## EXERCISE GOAL
Copy everything in the listing below word for word, apart from any images.

## RAW DATA

-- start --

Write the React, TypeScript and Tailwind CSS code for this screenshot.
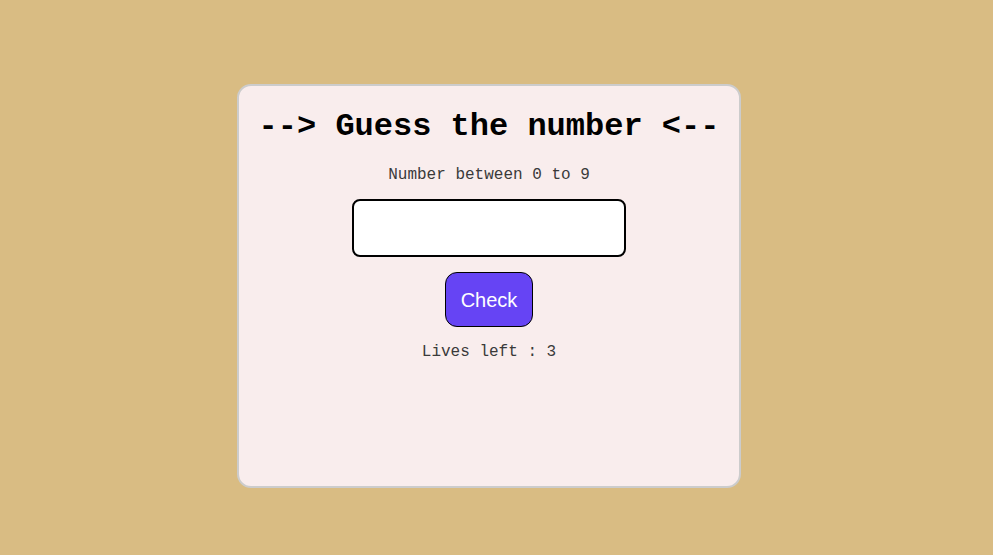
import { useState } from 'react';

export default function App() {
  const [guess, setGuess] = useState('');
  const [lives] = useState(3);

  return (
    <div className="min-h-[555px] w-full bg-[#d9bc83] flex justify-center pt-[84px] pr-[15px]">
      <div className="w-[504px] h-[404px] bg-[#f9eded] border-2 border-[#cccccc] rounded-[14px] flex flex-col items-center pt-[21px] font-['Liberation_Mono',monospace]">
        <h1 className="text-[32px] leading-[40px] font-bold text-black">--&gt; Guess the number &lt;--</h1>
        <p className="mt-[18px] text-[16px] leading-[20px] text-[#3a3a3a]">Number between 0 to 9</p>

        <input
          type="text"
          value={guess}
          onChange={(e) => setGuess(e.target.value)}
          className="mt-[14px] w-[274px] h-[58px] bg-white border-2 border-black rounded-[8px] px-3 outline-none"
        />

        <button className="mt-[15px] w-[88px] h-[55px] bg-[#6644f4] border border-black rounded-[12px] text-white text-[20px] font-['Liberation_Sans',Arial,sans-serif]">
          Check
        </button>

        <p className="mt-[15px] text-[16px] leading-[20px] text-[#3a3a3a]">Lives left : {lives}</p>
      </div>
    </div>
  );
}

-- end --

## EXPECTED ANSWER
Write the React, TypeScript and Tailwind CSS code for this screenshot.
import { useState } from 'react';

export default function App() {
  const [guess, setGuess] = useState('');
  const [lives] = useState(3);

  return (
    <div className="min-h-[555px] w-full bg-[#d9bc83] flex justify-center pt-[84px] pr-[15px]">
      <div className="w-[504px] h-[404px] bg-[#f9eded] border-2 border-[#cccccc] rounded-[14px] flex flex-col items-center pt-[21px] font-['Liberation_Mono',monospace]">
        <h1 className="text-[32px] leading-[40px] font-bold text-black">--&gt; Guess the number &lt;--</h1>
        <p className="mt-[18px] text-[16px] leading-[20px] text-[#3a3a3a]">Number between 0 to 9</p>

        <input
          type="text"
          value={guess}
          onChange={(e) => setGuess(e.target.value)}
          className="mt-[14px] w-[274px] h-[58px] bg-white border-2 border-black rounded-[8px] px-3 outline-none"
        />

        <button className="mt-[15px] w-[88px] h-[55px] bg-[#6644f4] border border-black rounded-[12px] text-white text-[20px] font-['Liberation_Sans',Arial,sans-serif]">
          Check
        </button>

        <p className="mt-[15px] text-[16px] leading-[20px] text-[#3a3a3a]">Lives left : {lives}</p>
      </div>
    </div>
  );
}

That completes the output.